Of; kan een kei goed zijn, en een straatsteen kwaad? Zijn wij onszelf; ontstonden wij vanzelf; uit mineralen? En hebben mineralen ook niet hun misère? Er is geen plek in de natuur dat niet lijdt of geniet en ons geluk of verdriet is dat stukje behagen -of onbehagen- dáár, verderop, bij die steen, schitterend in de zon -of druipend in een winderige najaarsregen.
Ons lijden, een indirecte variant van het lijden van die vormloze steen, daar, verderop, in de koude regen. Iedere lezer beseft, dat dit lariekoek is, maar laat ons dan wel beseffen, dat men ons met de wetenschap in die dwaasheid dwingend wil doen laten geloven.
Bij Apeldoorn, aldaar lag mijn lading voor Parijs, en ik reed er over de lange, rechte bosweg naartoe; rond de middag, geladen, op pad, venlo, Maastricht, Luik en Namen; Charleroi volgde spoedig en verder, door de Borinage waar ooit, een goede honderd jaar terug, een aalmoezenier uit Zundert arme mijnwerkers hielp en die later een niet onverdienstelijk kunstschilder werd.

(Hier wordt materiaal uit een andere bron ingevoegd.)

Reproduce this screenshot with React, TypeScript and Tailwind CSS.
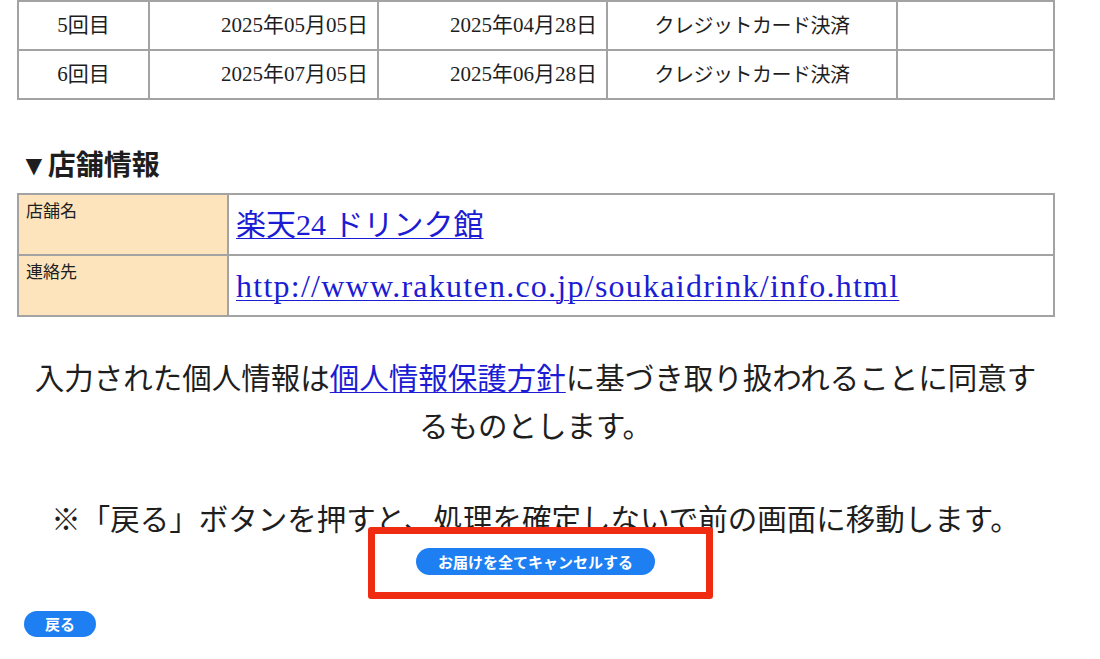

Dat mens van dier afstamt, daar twijfelt bijna niemand meer aan en dat dier en plant uit meer eenvoudiger wezens voortkomen, ontmoet zelden nog kritiek, ja, dat deze wezens zich hebben losgemaakt van levenloze materie; men wordt van alle zijden verzocht daarin te geloven. Maar dat betekend dat ons geluk het behagen is van een glimmend gouderts en onze wanhoop de misère is van een woest rotsblok
Stevige regen in Walonië, maar vanaf Beaumont week het wolkendek, de maan verscheen nabij de Stier, en in haar nabijheid meende ik Jupiter te vinden; even na de franse grens zocht ik een stille rustplek; diepe gedachten borrelden op; ik tracht ze te beschrijven.
Dus oorspronkelijk goed gemaakt, noch daarna kwaad geworden, desnoods door toedoen van een slang, maar uit eigen aard en ontwikkeling goed en kwaad?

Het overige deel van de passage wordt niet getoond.